# Consider an appliance which consumes 5.2 kWh of energy per day. a) What is the average power...

## Question:

Consider an appliance which consumes 5.2 kWh of energy per day.

a) What is the average power consumption, in watts, of the appliance per day?

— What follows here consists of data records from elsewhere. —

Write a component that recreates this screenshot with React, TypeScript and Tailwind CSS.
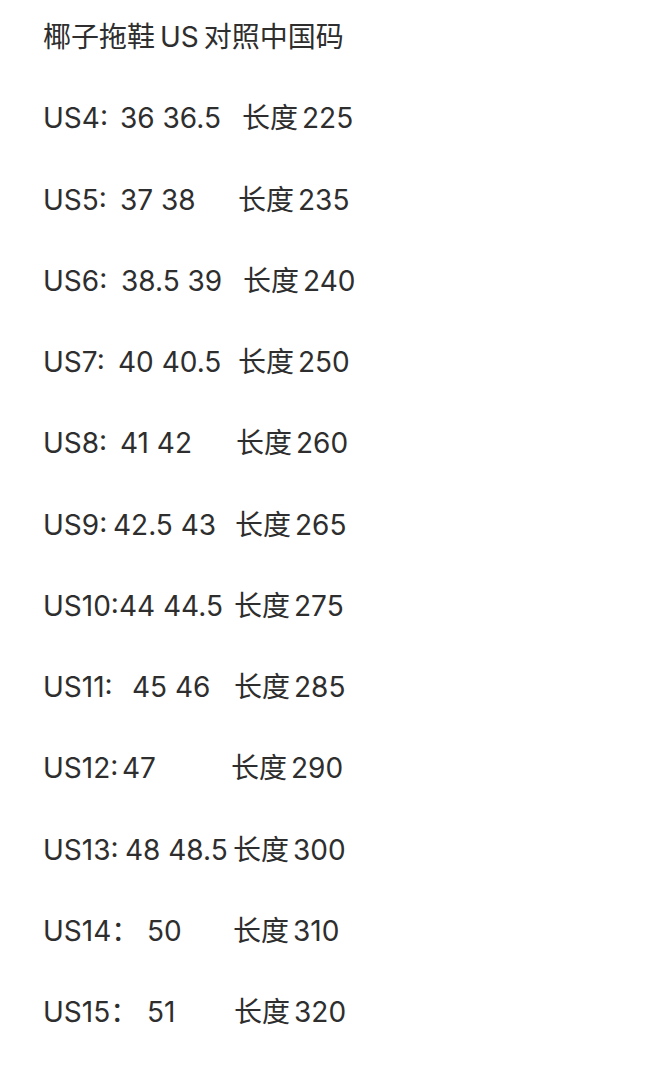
import React from "react";

type Row = { l: string; v: string; n: string; lw: string; tw: string };

const rows: Row[] = [
  { l: "US4:", v: "36 36.5", n: "225", lw: "w-[77px]", tw: "w-[199px]" },
  { l: "US5:", v: "37 38", n: "235", lw: "w-[77px]", tw: "w-[195px]" },
  { l: "US6:", v: "38.5 39", n: "240", lw: "w-[78px]", tw: "w-[200px]" },
  { l: "US7:", v: "40 40.5", n: "250", lw: "w-[75px]", tw: "w-[195px]" },
  { l: "US8:", v: "41 42", n: "260", lw: "w-[77px]", tw: "w-[193px]" },
  { l: "US9:", v: "42.5 43", n: "265", lw: "w-[70px]", tw: "w-[192px]" },
  { l: "US10:", v: "44 44.5", n: "275", lw: "w-auto", tw: "w-[191px]" },
  { l: "US11:", v: "45 46", n: "285", lw: "w-[89px]", tw: "w-[191px]" },
  { l: "US12:", v: "47", n: "290", lw: "w-[79px]", tw: "w-[188px]" },
  { l: "US13:", v: "48 48.5", n: "300", lw: "w-[82px]", tw: "w-[190px]" },
  { l: "US14：", v: "50", n: "310", lw: "w-[104px]", tw: "w-[190px]" },
  { l: "US15：", v: "51", n: "320", lw: "w-[104px]", tw: "w-[191px]" },
];

export default function App() {
  return (
    <div
      className="w-[650px] h-[1080px] bg-white text-[#2e2e2e] text-[28px] leading-[40px] pl-[43px] pt-[17px] flex flex-col gap-[41.25px] overflow-hidden"
      style={{ fontFamily: '"Inter", "Noto Sans CJK SC", sans-serif' }}
    >
      <div className="whitespace-nowrap flex">
        <span>椰子拖鞋</span>
        <span className="mx-[5px]">US</span>
        <span>对照中国码</span>
      </div>
      {rows.map((r) => (
        <div key={r.l} className="flex whitespace-nowrap">
          <div className={`${r.tw} shrink-0 flex`}>
            <span className={`${r.lw} shrink-0`}>{r.l}</span>
            <span className="shrink-0">{r.v}</span>
          </div>
          <span className="shrink-0">长度</span>
          <span className="shrink-0 ml-[4px]">{r.n}</span>
        </div>
      ))}
    </div>
  );
}
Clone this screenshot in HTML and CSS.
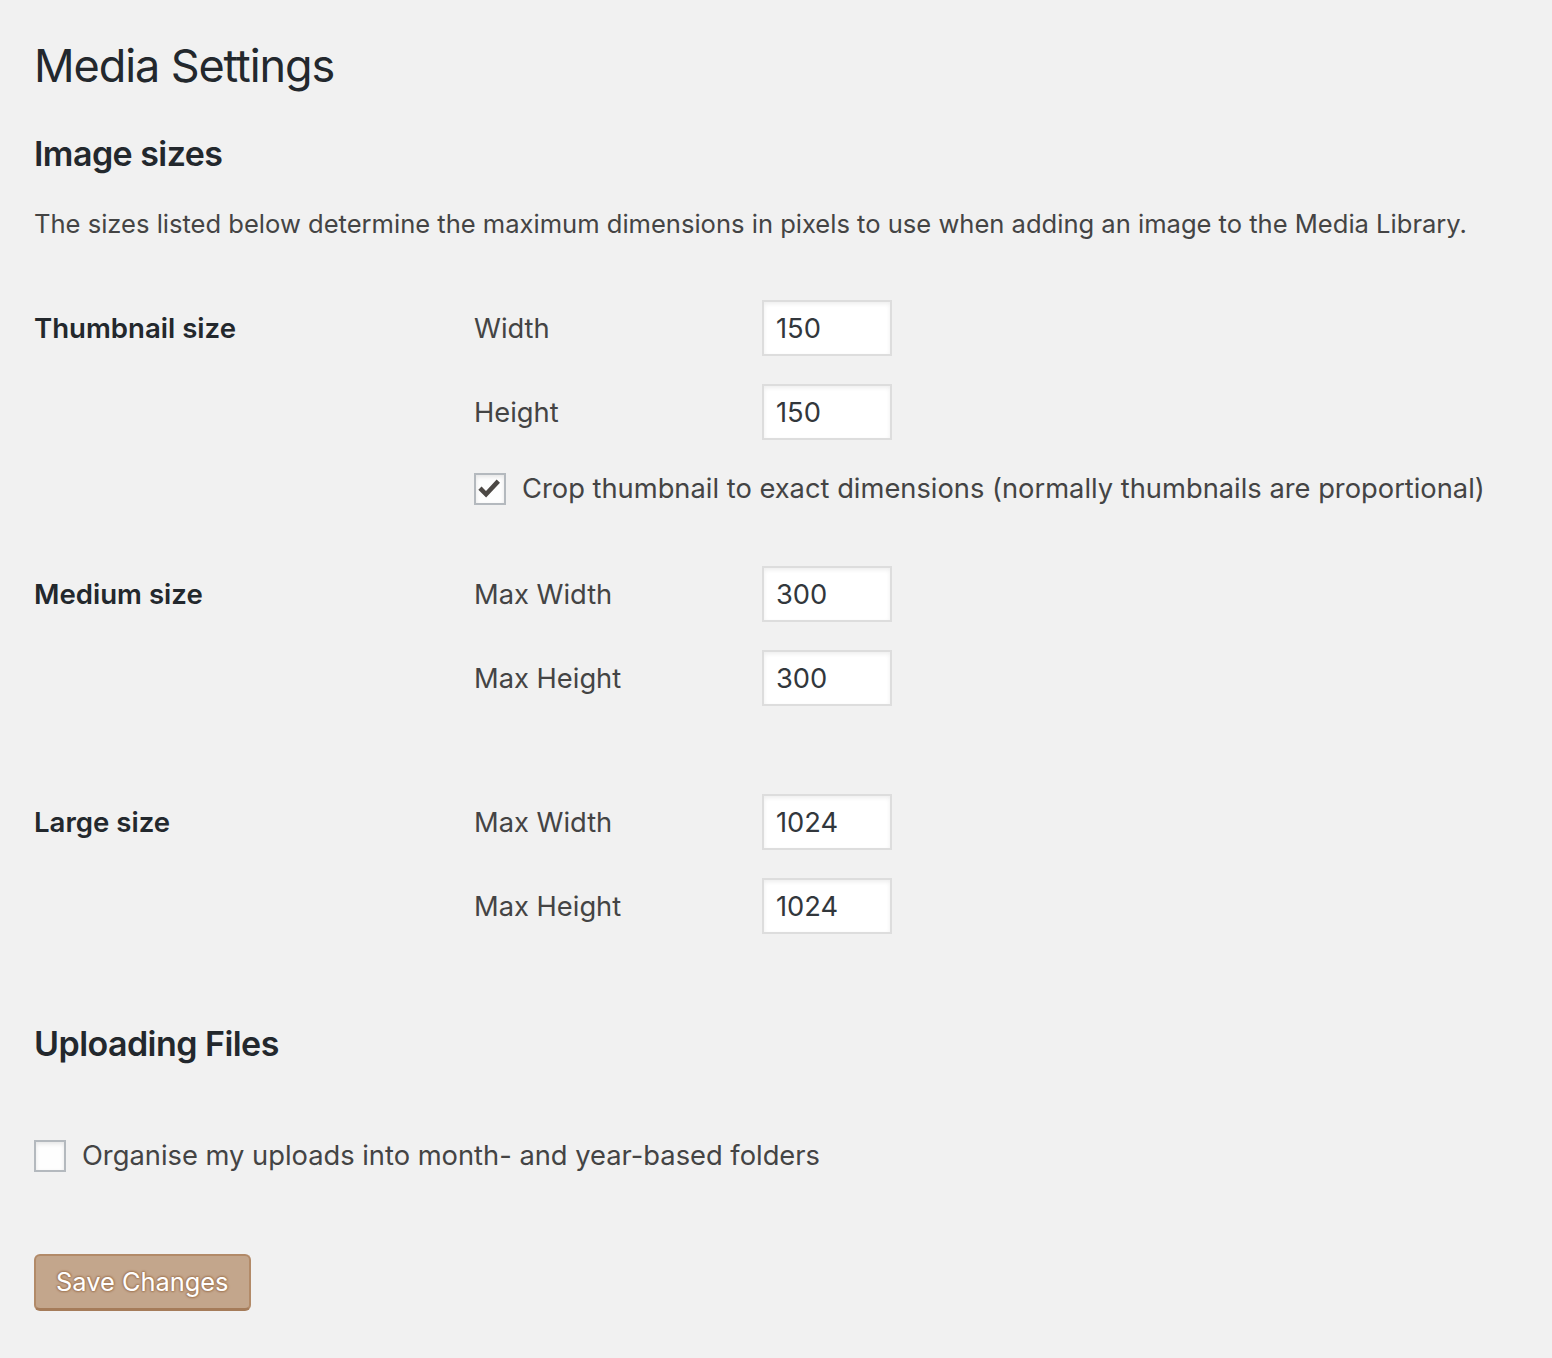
FILE: index.html
```html
<!DOCTYPE html>
<html lang="en">
<head>
<meta charset="utf-8">
<title>Media Settings</title>
<link rel="stylesheet" href="styles.css">
</head>
<body>
<div class="wrap">
  <h1 class="page-title">Media Settings</h1>
  <h2 class="section-title">Image sizes</h2>
  <p class="desc">The sizes listed below determine the maximum dimensions in pixels to use when adding an image to the Media Library.</p>

  <div class="size-group thumb">
    <div class="group-label">Thumbnail size</div>
    <div class="fields">
      <div class="field"><label class="field-label">Width</label><input class="num" type="text" value="150"></div>
      <div class="field"><label class="field-label">Height</label><input class="num" type="text" value="150"></div>
      <div class="check-row">
        <span class="checkbox checked"><svg viewBox="0 0 32 32" width="28" height="28"><polyline points="4.5,15 11.5,22 25.5,7" fill="none" stroke="#4c4844" stroke-width="5.2" stroke-linecap="butt" stroke-linejoin="miter"/></svg></span>
        <span class="check-text">Crop thumbnail to exact dimensions (normally thumbnails are proportional)</span>
      </div>
    </div>
  </div>

  <div class="size-group medium">
    <div class="group-label">Medium size</div>
    <div class="fields">
      <div class="field"><label class="field-label">Max Width</label><input class="num" type="text" value="300"></div>
      <div class="field"><label class="field-label">Max Height</label><input class="num" type="text" value="300"></div>
    </div>
  </div>

  <div class="size-group large">
    <div class="group-label">Large size</div>
    <div class="fields">
      <div class="field"><label class="field-label">Max Width</label><input class="num" type="text" value="1024"></div>
      <div class="field"><label class="field-label">Max Height</label><input class="num" type="text" value="1024"></div>
    </div>
  </div>

  <h2 class="section-title uploading">Uploading Files</h2>

  <div class="check-row upload-row">
    <span class="checkbox"></span>
    <span class="check-text">Organise my uploads into month- and year-based folders</span>
  </div>

  <button class="save-btn" type="button">Save Changes</button>
</div>
</body>
</html>
```

FILE: styles.css
```css
html, body {
  margin: 0;
  padding: 0;
  background: #f1f1f1;
}

body {
  font-family: Inter, "Noto Sans", "Liberation Sans", sans-serif;
  font-size: 26px;
  color: #444;
  height: 1358px;
}

.wrap {
  padding: 36px 34px 0 34px;
}

.page-title {
  margin: 0;
  font-size: 45px;
  font-weight: 400;
  line-height: 60px;
  color: #23282d;
  letter-spacing: -1.1px;
}

.section-title {
  margin: 38px 0 0 0;
  font-size: 34px;
  font-weight: 600;
  line-height: 40px;
  color: #23282d;
  letter-spacing: -0.55px;
}

.desc {
  margin: 30px 0 0 0;
  line-height: 40px;
  font-size: 25.55px;
}

.size-group {
  display: grid;
  grid-template-columns: 440px 1fr;
}

.size-group.thumb { margin-top: 56px; }
.size-group.medium { margin-top: 61px; }
.size-group.large { margin-top: 88px; }

.group-label {
  font-weight: 600;
  color: #23282d;
  line-height: 56px;
  font-size: 27.6px;
}

.fields {
  display: flex;
  flex-direction: column;
  gap: 28px;
}

.field {
  display: flex;
  align-items: center;
  height: 56px;
}

.field-label {
  width: 288px;
  font-size: 27.3px;
}

.num {
  box-sizing: border-box;
  width: 130px;
  height: 56px;
  margin: 0;
  padding: 0 12px;
  border: 2px solid #dddddd;
  background: #fff;
  box-shadow: inset 0 2px 4px rgba(0, 0, 0, 0.07);
  font-family: inherit;
  font-size: 27.3px;
  color: #32373c;
  outline: none;
}

.check-row {
  display: flex;
  align-items: center;
  gap: 16px;
  height: 32px;
}

.fields .check-row {
  margin-top: 5px;
}

.checkbox {
  box-sizing: border-box;
  width: 32px;
  height: 32px;
  flex: none;
  border: 2px solid #b4b9be;
  background: #fefefe;
  box-shadow: inset 0 2px 4px rgba(0, 0, 0, 0.1);
  display: flex;
  align-items: center;
  justify-content: center;
}

.checkbox svg {
  display: block;
}

.check-text {
  font-size: 27.3px;
  line-height: 32px;
}

.uploading {
  margin-top: 90px;
}

.upload-row {
  margin-top: 76px;
}

.save-btn {
  display: block;
  box-sizing: border-box;
  margin-top: 82px;
  height: 57px;
  padding: 0 20px;
  border: 2px solid #b28a68;
  border-bottom-color: #a57c5a;
  border-bottom-width: 3px;
  border-radius: 6px;
  background: #c3a68c;
  color: #fff;
  font-family: inherit;
  font-size: 25.4px;
  line-height: 50px;
  text-shadow: 0 -1px 2px #a57d5b, 1px 0 2px #a57d5b, 0 1px 2px #a57d5b, -1px 0 2px #a57d5b;
  cursor: pointer;
}
```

b) How much energy, in joules, does this appliance consume in a year?

## Power Consumption:

The energy consumed by an appliance in the given amount of time shows the power consumption of the appliance. If the rated power is more for an appliance, then the energy consumption will be more for the same time period.

Given Data

Power consumption {eq}(P) = 5.2 \ kWh \ day \\ {/eq}

(a)

The energy conversion into Joule

{eq}1\ kWh = (10^{3} \ W) \times (3600 \ s) \\ 1\ kwh = (10^{3} \ J/s) \times (3600 \ s) \\ 1\ kWh = 36*10^{5} \ J {/eq}

Now, the total energy consumption in one day

{eq}E = 5.2 \kWh \\ E = (5.2)(36*10^{5}) \ J \\ E = 187.2*10^{5} \ J {/eq}

now, the time in seconds would be

{eq}(t) = 24 \ hr \\ t = 24*3600 \ s {/eq}

Now, the average power would be

{eq}P_{av} = \dfrac{E}{t} \\ P_{av} = \dfrac{187.2*10^{5} \ J }{24*3600\ s} \\ P_{av} = 216.67 \ W {/eq}

(b)

Now, the seconds in a year would be

{eq}T = 1 \ year \\ T = 365 \ days \\ T = (365 \ days) (24 \ hr/days) (3600 \ s/hr ) \\ T = 3153600 \ s {/eq}

Now, the total energy would be

{eq}(E_{t}) = P_{av}*T \\ E_{t} = (216.67)(3153600) \\ E_{t} = 6.832*10^{9} \ J {/eq}